Available data:
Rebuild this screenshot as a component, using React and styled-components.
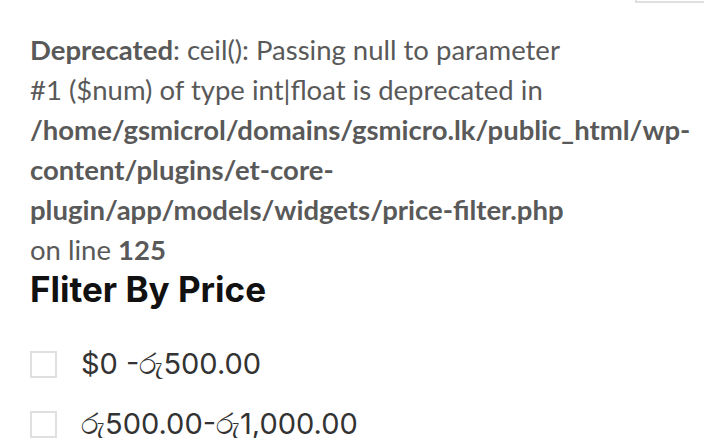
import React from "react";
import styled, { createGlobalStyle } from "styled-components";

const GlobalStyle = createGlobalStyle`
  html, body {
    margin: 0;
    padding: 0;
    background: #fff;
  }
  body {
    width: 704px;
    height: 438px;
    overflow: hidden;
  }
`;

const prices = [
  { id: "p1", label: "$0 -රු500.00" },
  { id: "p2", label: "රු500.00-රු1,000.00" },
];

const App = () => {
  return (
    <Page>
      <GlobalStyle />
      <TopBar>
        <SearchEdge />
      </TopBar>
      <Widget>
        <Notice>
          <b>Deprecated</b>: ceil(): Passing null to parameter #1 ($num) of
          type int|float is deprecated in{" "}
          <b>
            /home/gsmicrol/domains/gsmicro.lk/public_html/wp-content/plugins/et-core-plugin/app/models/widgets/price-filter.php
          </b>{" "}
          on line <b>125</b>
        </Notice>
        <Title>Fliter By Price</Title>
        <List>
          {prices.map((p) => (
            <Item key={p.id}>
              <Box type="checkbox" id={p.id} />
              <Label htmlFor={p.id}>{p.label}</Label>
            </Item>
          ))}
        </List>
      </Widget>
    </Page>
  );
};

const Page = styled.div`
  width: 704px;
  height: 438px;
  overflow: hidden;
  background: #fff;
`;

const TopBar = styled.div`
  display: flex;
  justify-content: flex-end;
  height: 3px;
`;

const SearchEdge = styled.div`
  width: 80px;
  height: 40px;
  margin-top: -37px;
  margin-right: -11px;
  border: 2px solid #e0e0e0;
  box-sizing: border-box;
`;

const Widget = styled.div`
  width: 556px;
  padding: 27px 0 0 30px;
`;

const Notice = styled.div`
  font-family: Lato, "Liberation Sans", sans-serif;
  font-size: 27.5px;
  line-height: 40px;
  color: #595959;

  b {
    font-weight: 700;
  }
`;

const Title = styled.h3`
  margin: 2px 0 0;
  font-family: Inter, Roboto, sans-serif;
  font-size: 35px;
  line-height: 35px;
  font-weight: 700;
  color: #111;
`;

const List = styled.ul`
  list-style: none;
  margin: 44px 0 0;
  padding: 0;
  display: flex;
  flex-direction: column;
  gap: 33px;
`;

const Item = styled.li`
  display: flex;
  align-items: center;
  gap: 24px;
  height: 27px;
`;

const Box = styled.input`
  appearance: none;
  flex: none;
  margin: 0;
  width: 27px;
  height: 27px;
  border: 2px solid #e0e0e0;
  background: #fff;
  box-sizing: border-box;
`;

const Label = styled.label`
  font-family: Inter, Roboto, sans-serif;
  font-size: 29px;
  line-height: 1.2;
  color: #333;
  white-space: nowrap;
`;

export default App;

* * *

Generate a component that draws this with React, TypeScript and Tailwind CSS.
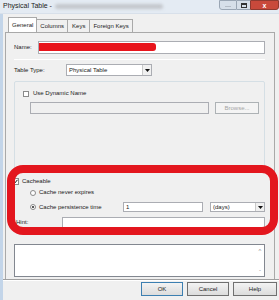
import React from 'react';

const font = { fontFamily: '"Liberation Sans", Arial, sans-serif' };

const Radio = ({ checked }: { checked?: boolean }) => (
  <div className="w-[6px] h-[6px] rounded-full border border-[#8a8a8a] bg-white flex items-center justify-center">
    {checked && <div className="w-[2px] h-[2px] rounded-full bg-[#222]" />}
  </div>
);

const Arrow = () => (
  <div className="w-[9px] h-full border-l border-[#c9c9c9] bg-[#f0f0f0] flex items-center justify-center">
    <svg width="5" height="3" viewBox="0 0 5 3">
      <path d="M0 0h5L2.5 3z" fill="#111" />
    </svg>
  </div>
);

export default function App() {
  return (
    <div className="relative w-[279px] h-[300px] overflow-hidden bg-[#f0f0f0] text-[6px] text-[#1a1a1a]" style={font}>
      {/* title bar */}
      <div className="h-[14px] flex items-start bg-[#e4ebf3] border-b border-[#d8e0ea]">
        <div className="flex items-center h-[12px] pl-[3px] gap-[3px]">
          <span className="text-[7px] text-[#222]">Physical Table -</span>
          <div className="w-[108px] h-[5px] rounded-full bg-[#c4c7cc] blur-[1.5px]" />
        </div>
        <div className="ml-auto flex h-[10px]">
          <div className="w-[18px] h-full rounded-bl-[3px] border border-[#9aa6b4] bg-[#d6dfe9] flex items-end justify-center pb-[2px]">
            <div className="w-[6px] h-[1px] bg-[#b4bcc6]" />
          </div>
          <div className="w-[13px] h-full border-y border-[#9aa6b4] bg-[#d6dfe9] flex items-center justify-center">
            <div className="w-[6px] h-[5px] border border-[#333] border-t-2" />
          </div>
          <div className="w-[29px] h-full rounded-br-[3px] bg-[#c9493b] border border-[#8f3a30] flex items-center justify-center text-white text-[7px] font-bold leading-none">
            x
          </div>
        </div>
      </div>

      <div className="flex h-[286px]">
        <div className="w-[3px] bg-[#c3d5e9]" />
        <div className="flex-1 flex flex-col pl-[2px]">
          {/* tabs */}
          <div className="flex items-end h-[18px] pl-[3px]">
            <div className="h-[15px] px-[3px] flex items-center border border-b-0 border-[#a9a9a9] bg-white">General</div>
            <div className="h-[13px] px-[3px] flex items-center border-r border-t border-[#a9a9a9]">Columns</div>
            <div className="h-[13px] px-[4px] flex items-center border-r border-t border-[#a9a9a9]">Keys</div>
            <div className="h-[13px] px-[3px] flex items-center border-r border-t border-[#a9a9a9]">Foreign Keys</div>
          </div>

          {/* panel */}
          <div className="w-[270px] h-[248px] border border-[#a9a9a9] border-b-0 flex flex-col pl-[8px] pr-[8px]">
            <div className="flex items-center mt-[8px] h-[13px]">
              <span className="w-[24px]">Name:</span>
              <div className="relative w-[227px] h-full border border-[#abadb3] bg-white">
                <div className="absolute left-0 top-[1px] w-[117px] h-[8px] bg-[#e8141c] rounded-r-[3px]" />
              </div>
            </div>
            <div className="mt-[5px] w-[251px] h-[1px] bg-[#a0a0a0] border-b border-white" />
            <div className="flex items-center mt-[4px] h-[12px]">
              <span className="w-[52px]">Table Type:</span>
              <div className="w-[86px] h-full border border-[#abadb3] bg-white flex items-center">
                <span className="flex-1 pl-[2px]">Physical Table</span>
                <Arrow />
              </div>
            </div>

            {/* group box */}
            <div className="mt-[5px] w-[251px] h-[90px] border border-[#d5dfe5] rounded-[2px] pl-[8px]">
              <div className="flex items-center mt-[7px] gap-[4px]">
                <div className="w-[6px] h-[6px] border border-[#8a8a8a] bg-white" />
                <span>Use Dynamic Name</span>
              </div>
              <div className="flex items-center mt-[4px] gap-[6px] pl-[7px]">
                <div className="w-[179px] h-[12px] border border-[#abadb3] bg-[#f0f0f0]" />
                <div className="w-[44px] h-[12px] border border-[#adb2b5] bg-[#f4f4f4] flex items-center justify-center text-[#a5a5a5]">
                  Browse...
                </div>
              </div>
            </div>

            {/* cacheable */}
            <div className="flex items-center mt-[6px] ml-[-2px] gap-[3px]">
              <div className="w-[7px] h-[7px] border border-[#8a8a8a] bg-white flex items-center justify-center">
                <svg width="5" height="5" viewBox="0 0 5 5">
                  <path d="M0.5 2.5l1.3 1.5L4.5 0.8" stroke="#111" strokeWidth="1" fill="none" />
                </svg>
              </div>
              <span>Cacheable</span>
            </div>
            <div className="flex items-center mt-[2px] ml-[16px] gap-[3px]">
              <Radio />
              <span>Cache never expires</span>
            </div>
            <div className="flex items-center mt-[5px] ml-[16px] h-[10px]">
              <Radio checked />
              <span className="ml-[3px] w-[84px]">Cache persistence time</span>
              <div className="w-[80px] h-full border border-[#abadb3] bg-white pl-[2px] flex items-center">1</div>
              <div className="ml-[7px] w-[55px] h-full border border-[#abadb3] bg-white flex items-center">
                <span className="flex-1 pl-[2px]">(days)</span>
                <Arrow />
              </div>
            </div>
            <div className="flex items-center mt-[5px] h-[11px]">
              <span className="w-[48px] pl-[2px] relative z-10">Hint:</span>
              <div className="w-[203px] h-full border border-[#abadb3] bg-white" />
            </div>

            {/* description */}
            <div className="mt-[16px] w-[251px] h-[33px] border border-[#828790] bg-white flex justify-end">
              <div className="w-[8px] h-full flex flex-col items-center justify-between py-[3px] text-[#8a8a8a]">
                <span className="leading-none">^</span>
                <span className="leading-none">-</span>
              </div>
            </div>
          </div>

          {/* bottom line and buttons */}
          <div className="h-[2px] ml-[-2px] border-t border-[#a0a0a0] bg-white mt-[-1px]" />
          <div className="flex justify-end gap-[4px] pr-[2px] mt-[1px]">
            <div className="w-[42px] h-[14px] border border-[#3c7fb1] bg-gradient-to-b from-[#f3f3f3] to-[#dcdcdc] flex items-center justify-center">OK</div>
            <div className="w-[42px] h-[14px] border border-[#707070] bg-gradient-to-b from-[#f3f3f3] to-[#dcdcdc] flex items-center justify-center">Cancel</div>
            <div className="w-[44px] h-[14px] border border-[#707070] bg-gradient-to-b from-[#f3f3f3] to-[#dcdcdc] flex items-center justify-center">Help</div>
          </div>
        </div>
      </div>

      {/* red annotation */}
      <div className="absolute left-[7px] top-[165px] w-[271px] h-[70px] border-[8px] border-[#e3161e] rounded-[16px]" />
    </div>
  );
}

* * *

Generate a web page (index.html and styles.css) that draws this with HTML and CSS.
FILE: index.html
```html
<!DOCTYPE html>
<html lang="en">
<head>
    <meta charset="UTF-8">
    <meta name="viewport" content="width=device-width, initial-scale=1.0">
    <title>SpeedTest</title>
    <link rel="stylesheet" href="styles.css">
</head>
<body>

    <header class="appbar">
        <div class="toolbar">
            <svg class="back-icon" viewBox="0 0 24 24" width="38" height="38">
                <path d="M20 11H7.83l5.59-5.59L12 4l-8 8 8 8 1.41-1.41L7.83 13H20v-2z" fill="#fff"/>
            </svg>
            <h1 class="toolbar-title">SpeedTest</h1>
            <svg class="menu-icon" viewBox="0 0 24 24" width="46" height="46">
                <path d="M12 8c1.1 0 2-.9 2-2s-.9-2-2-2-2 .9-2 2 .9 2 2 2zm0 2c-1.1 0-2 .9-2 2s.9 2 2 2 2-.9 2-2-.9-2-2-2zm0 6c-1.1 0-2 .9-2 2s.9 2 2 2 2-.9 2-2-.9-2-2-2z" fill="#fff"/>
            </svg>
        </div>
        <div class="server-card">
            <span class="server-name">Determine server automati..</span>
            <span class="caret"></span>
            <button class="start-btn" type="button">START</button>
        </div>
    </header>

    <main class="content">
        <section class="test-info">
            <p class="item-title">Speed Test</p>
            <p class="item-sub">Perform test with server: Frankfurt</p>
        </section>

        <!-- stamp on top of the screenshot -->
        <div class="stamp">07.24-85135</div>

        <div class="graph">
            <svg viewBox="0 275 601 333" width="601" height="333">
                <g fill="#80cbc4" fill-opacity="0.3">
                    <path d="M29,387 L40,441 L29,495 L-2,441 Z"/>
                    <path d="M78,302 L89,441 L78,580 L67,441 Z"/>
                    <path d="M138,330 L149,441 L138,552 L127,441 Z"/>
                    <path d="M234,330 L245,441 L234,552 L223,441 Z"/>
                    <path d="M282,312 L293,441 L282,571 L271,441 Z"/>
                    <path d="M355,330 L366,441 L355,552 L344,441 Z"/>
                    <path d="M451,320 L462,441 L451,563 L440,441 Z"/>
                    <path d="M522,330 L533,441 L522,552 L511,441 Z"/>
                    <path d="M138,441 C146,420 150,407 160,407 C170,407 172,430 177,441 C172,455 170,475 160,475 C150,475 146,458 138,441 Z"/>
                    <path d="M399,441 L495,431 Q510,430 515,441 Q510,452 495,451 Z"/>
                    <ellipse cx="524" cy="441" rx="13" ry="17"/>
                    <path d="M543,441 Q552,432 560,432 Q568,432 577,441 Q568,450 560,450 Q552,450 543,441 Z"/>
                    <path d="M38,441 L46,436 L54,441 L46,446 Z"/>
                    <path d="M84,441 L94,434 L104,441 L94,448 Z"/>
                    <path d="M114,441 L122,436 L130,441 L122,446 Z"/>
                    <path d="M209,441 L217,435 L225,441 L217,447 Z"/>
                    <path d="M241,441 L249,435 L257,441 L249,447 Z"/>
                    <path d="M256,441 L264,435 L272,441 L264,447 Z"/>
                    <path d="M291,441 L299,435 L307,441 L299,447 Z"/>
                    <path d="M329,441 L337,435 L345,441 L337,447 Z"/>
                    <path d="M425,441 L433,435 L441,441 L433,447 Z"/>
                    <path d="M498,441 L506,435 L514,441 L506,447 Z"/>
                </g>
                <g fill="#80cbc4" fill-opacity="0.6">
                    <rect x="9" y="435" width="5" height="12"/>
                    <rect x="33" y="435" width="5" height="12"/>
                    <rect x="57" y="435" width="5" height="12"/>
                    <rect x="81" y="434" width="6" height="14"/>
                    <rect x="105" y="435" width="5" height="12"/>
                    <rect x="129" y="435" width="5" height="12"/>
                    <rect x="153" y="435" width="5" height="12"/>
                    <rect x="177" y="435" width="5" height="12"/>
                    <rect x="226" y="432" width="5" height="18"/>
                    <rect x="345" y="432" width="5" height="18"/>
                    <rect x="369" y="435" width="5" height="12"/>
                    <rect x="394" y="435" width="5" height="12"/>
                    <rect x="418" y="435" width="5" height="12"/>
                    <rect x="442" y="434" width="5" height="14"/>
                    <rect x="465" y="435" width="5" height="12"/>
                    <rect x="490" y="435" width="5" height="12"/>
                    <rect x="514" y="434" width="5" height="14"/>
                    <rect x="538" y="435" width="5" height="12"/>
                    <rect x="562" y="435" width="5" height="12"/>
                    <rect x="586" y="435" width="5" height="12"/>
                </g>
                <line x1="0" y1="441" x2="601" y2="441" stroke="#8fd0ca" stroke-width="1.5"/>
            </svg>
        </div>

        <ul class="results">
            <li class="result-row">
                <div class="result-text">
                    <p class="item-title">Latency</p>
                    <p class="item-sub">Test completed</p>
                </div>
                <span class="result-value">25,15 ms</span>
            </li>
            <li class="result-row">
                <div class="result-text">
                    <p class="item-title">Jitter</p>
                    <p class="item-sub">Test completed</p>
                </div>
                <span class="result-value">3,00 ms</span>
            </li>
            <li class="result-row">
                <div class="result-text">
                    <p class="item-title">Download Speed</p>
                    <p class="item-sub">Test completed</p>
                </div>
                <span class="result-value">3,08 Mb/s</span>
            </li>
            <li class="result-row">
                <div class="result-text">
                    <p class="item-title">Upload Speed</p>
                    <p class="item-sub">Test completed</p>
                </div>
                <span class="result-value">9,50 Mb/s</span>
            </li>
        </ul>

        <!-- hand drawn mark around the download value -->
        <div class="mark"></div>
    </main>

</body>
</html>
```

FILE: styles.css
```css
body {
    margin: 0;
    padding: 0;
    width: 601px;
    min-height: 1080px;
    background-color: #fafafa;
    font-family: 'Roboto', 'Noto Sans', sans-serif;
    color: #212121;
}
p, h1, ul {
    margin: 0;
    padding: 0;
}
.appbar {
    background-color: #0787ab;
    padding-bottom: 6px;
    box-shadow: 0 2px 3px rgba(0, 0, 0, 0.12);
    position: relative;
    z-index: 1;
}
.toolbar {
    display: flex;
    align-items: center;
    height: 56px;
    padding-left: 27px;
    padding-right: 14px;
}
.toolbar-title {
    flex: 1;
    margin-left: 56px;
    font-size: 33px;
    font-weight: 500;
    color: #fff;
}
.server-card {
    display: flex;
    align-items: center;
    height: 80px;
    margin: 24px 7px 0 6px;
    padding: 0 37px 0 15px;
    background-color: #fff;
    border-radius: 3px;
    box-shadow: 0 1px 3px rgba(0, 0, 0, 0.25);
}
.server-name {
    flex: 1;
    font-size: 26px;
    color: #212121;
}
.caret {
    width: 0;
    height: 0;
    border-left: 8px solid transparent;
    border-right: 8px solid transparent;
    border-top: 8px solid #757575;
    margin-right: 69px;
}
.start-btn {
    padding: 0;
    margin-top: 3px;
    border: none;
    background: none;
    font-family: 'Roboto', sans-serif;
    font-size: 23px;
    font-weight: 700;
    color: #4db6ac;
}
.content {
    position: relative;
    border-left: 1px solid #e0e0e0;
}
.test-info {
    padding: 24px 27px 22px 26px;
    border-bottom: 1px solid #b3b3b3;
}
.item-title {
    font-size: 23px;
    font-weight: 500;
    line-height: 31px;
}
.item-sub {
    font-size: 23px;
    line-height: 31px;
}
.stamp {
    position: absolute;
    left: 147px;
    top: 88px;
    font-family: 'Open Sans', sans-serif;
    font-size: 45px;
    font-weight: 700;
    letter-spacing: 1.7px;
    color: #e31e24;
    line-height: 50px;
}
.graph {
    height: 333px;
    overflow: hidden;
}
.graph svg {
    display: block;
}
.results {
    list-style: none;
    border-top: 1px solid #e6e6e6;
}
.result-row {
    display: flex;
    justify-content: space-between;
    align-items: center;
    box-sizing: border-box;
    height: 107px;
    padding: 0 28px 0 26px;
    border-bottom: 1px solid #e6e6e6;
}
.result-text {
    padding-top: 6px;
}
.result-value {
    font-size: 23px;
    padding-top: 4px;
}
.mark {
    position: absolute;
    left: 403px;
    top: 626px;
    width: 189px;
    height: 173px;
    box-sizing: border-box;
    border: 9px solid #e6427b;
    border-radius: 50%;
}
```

Problem to solve: Collect every line with the string "Generate" from the records, and copy each.

Answer to the task:
Generate a component that draws this with React, TypeScript and Tailwind CSS.
Generate a web page (index.html and styles.css) that draws this with HTML and CSS.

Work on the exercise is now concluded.